What the exercise asks: Retype the lines beneath this one, from the first through the line containing "94px; line-height: 96px;". Pictures are left out.

Collected data:
>>>

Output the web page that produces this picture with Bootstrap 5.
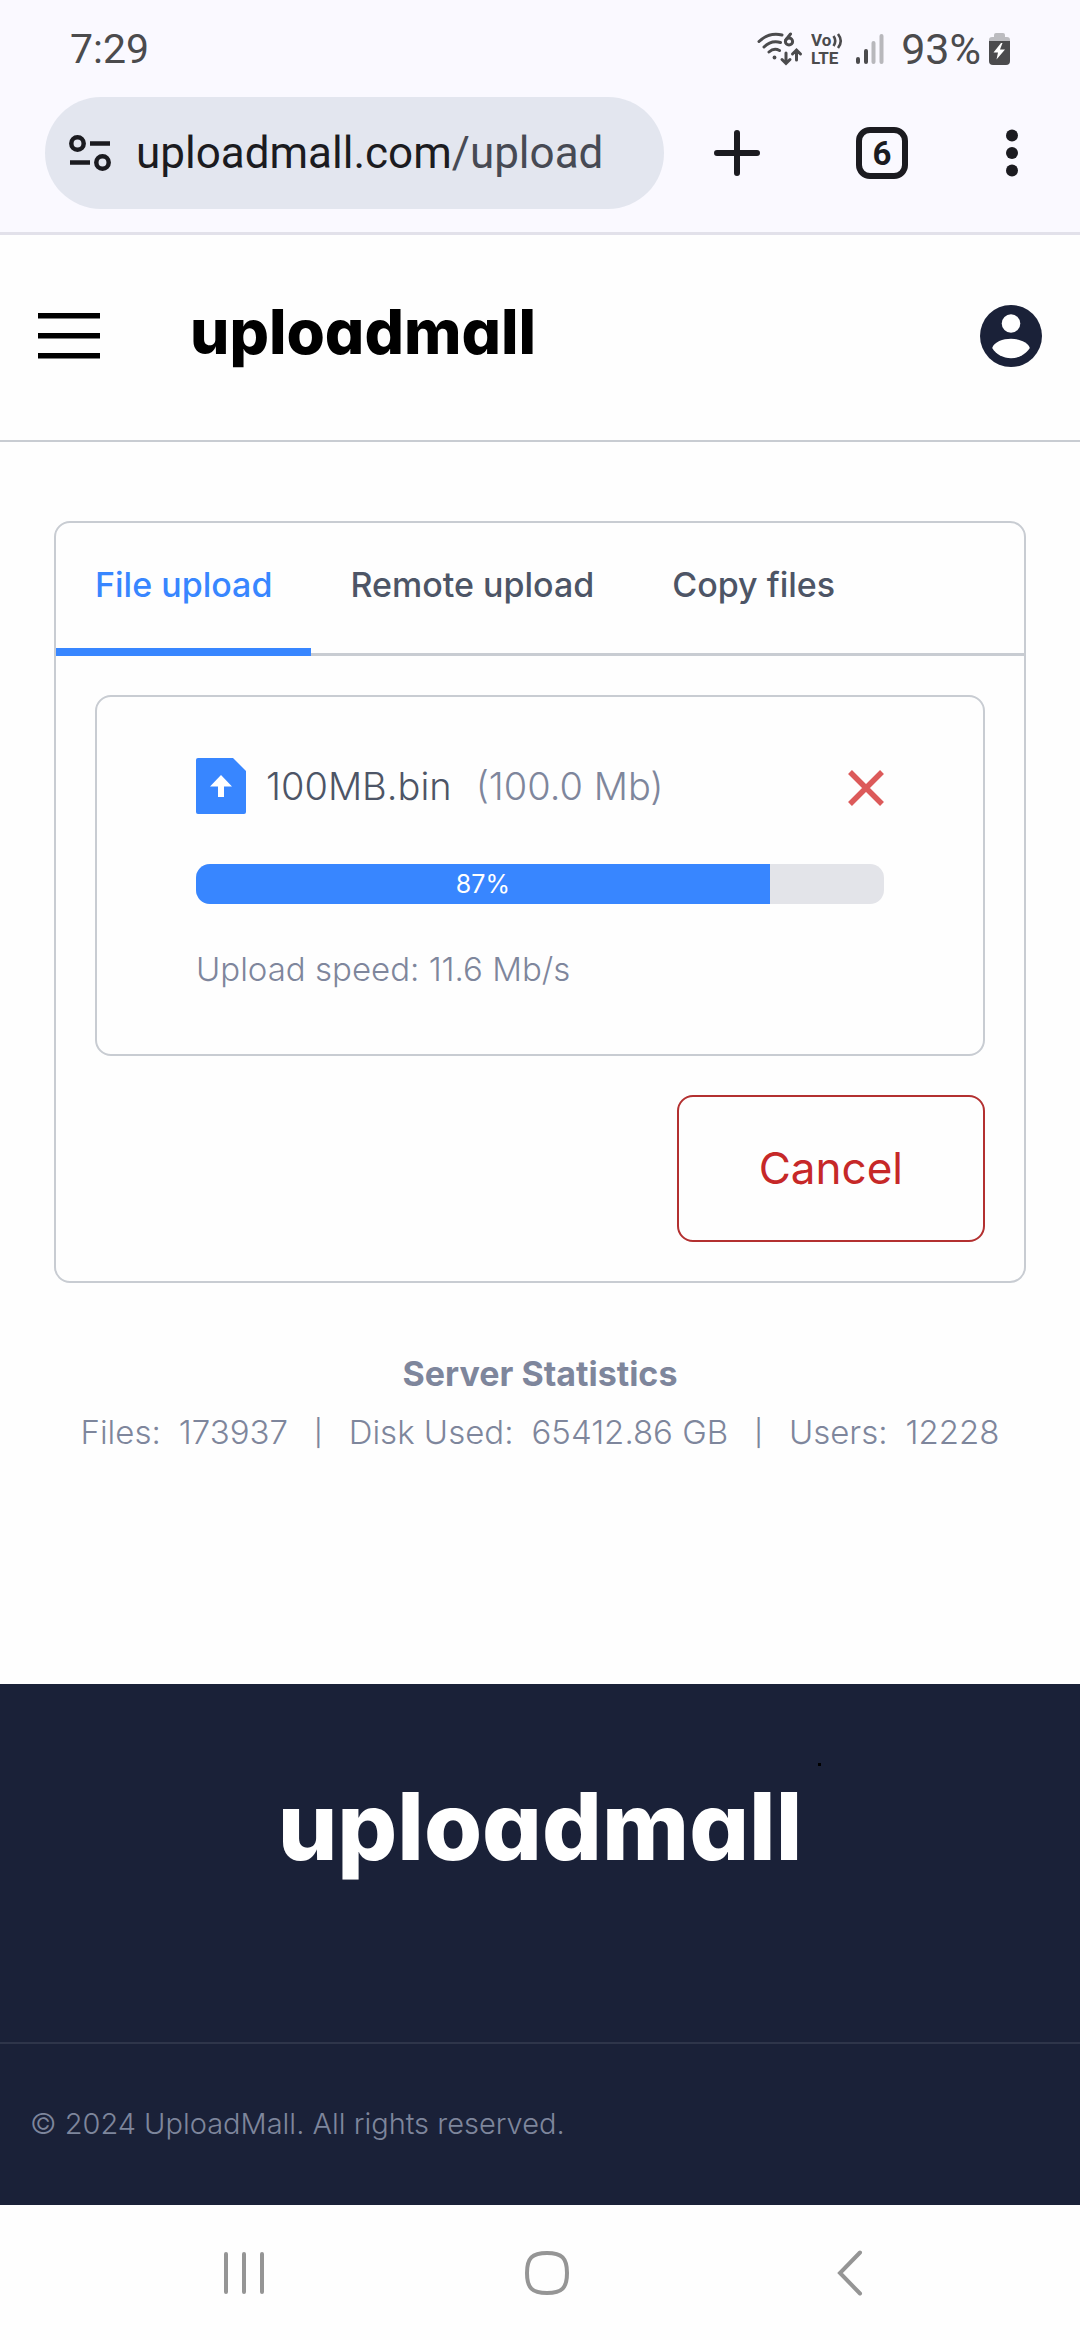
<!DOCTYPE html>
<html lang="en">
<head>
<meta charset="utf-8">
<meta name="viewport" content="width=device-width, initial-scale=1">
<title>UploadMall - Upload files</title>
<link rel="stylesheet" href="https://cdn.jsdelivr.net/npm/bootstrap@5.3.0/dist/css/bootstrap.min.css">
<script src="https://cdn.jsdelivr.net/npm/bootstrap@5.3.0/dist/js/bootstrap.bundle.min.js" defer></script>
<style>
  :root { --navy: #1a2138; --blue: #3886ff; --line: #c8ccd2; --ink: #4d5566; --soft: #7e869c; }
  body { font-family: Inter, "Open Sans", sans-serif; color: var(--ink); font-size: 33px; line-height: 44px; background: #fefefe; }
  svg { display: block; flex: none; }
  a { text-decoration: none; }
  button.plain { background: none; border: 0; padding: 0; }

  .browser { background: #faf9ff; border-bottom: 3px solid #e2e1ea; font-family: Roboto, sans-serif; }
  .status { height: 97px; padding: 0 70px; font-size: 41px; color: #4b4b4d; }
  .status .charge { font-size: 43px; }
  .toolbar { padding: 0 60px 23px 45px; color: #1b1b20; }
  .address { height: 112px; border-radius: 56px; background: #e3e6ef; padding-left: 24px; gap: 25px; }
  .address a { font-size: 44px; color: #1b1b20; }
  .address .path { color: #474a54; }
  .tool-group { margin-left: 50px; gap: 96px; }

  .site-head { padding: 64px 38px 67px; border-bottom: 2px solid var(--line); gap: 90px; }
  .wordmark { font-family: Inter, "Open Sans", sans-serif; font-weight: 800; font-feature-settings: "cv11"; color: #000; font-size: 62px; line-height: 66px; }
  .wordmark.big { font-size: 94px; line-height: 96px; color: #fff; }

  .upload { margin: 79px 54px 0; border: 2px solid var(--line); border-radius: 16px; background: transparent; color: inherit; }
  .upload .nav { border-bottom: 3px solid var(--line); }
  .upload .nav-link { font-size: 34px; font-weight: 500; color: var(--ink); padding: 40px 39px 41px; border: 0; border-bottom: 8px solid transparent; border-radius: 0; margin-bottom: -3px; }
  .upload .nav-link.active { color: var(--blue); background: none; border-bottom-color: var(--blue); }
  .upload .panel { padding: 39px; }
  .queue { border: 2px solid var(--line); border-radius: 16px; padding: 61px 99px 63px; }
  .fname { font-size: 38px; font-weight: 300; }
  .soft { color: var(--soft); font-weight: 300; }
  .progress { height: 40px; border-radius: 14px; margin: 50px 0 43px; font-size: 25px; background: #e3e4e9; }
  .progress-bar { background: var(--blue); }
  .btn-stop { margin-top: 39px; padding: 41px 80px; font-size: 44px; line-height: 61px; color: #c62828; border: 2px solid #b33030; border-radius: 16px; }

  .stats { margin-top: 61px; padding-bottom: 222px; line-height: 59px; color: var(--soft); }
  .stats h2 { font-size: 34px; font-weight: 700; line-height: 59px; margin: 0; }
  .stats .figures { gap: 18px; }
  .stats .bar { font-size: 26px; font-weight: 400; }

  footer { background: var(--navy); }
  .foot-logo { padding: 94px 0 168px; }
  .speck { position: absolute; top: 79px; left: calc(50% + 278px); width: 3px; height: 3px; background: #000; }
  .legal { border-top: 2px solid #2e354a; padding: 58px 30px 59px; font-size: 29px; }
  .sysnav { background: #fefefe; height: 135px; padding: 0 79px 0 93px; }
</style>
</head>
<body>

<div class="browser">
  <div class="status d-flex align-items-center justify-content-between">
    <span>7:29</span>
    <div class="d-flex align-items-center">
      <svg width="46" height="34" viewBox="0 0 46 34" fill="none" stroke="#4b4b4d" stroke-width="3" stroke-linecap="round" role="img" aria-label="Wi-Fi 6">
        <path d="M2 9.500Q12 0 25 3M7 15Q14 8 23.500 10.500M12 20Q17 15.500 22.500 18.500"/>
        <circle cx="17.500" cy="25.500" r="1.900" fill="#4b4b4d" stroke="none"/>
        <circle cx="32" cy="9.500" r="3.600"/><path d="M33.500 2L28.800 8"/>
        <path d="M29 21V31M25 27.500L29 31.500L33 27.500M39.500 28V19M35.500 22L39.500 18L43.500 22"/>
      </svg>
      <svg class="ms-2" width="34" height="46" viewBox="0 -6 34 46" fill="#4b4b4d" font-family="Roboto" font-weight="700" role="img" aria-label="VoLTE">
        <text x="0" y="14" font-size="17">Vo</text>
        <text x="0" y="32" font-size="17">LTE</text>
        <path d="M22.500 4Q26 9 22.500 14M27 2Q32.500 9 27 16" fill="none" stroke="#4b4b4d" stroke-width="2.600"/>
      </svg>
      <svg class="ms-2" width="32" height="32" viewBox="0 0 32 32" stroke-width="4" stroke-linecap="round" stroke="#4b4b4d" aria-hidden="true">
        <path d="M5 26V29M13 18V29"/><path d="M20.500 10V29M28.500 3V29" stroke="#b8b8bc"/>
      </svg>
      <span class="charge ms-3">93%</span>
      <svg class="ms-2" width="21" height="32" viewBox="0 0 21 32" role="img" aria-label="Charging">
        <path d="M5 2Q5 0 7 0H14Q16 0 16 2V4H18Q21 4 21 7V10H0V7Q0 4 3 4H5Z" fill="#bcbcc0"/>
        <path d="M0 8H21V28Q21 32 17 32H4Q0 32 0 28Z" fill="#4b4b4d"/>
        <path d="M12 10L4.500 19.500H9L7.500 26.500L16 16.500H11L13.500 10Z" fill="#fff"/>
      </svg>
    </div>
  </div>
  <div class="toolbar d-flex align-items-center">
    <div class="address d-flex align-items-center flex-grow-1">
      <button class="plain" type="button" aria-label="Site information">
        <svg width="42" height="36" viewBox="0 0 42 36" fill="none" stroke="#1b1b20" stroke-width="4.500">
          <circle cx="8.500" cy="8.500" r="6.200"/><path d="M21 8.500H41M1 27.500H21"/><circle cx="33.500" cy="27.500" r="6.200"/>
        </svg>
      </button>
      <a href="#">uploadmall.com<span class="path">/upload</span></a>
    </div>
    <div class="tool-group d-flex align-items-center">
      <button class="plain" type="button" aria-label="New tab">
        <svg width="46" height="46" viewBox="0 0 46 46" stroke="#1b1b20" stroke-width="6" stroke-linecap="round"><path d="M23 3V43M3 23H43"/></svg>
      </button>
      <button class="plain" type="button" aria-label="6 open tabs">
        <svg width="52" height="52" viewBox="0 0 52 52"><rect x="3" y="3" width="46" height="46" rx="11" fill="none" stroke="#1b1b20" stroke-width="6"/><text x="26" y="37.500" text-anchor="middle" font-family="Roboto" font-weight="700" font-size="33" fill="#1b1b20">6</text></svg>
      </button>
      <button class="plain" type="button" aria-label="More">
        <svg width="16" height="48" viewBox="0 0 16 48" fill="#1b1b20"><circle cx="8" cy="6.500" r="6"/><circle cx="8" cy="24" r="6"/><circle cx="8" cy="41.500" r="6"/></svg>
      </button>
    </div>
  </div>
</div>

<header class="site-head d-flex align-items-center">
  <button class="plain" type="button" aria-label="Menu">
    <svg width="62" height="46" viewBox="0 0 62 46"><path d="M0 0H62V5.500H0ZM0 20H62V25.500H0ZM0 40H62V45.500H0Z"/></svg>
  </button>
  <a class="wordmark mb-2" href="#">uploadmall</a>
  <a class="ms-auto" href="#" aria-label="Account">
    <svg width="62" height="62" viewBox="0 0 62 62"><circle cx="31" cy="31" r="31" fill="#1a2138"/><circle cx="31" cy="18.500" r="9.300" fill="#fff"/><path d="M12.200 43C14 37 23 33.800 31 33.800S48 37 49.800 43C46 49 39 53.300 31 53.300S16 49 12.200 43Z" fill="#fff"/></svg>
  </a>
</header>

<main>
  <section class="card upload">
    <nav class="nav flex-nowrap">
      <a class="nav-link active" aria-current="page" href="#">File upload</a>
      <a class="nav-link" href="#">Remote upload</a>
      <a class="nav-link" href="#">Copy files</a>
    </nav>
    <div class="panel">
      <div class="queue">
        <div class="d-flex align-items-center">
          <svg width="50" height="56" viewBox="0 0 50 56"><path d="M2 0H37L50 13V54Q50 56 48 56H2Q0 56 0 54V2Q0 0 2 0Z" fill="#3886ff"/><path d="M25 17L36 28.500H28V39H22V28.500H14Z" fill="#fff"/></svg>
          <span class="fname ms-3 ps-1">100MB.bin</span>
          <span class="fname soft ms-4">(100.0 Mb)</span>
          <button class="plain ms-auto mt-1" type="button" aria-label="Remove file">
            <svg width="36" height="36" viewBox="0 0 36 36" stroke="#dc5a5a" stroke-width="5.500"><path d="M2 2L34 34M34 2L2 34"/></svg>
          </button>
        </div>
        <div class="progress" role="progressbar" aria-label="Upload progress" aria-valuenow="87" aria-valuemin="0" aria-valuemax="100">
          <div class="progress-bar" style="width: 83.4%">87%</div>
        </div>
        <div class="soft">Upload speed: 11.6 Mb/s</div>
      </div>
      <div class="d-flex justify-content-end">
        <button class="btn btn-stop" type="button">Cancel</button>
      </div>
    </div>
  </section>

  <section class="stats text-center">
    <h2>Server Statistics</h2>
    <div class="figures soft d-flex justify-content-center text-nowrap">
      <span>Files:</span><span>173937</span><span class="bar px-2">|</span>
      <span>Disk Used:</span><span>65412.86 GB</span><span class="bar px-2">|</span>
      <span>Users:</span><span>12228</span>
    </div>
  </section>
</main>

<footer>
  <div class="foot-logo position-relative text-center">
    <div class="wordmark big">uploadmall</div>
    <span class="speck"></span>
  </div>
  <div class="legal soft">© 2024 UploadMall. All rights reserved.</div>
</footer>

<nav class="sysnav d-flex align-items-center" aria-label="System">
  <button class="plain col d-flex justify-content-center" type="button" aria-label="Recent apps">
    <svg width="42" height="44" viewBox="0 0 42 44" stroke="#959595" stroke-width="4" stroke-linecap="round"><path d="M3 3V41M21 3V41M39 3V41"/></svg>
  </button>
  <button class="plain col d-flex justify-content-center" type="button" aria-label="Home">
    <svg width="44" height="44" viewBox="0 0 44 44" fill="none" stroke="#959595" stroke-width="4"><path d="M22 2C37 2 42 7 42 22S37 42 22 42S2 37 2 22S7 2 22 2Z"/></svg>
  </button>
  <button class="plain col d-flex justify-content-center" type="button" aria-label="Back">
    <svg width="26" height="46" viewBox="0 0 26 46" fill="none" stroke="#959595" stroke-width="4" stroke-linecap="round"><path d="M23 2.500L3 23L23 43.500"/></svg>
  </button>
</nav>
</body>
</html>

<<<

Answer in full:
Output the web page that produces this picture with Bootstrap 5.
<!DOCTYPE html>
<html lang="en">
<head>
<meta charset="utf-8">
<meta name="viewport" content="width=device-width, initial-scale=1">
<title>UploadMall - Upload files</title>
<link rel="stylesheet" href="https://cdn.jsdelivr.net/npm/bootstrap@5.3.0/dist/css/bootstrap.min.css">
<script src="https://cdn.jsdelivr.net/npm/bootstrap@5.3.0/dist/js/bootstrap.bundle.min.js" defer></script>
<style>
  :root { --navy: #1a2138; --blue: #3886ff; --line: #c8ccd2; --ink: #4d5566; --soft: #7e869c; }
  body { font-family: Inter, "Open Sans", sans-serif; color: var(--ink); font-size: 33px; line-height: 44px; background: #fefefe; }
  svg { display: block; flex: none; }
  a { text-decoration: none; }
  button.plain { background: none; border: 0; padding: 0; }

  .browser { background: #faf9ff; border-bottom: 3px solid #e2e1ea; font-family: Roboto, sans-serif; }
  .status { height: 97px; padding: 0 70px; font-size: 41px; color: #4b4b4d; }
  .status .charge { font-size: 43px; }
  .toolbar { padding: 0 60px 23px 45px; color: #1b1b20; }
  .address { height: 112px; border-radius: 56px; background: #e3e6ef; padding-left: 24px; gap: 25px; }
  .address a { font-size: 44px; color: #1b1b20; }
  .address .path { color: #474a54; }
  .tool-group { margin-left: 50px; gap: 96px; }

  .site-head { padding: 64px 38px 67px; border-bottom: 2px solid var(--line); gap: 90px; }
  .wordmark { font-family: Inter, "Open Sans", sans-serif; font-weight: 800; font-feature-settings: "cv11"; color: #000; font-size: 62px; line-height: 66px; }
  .wordmark.big { font-size: 94px; line-height: 96px; color: #fff; }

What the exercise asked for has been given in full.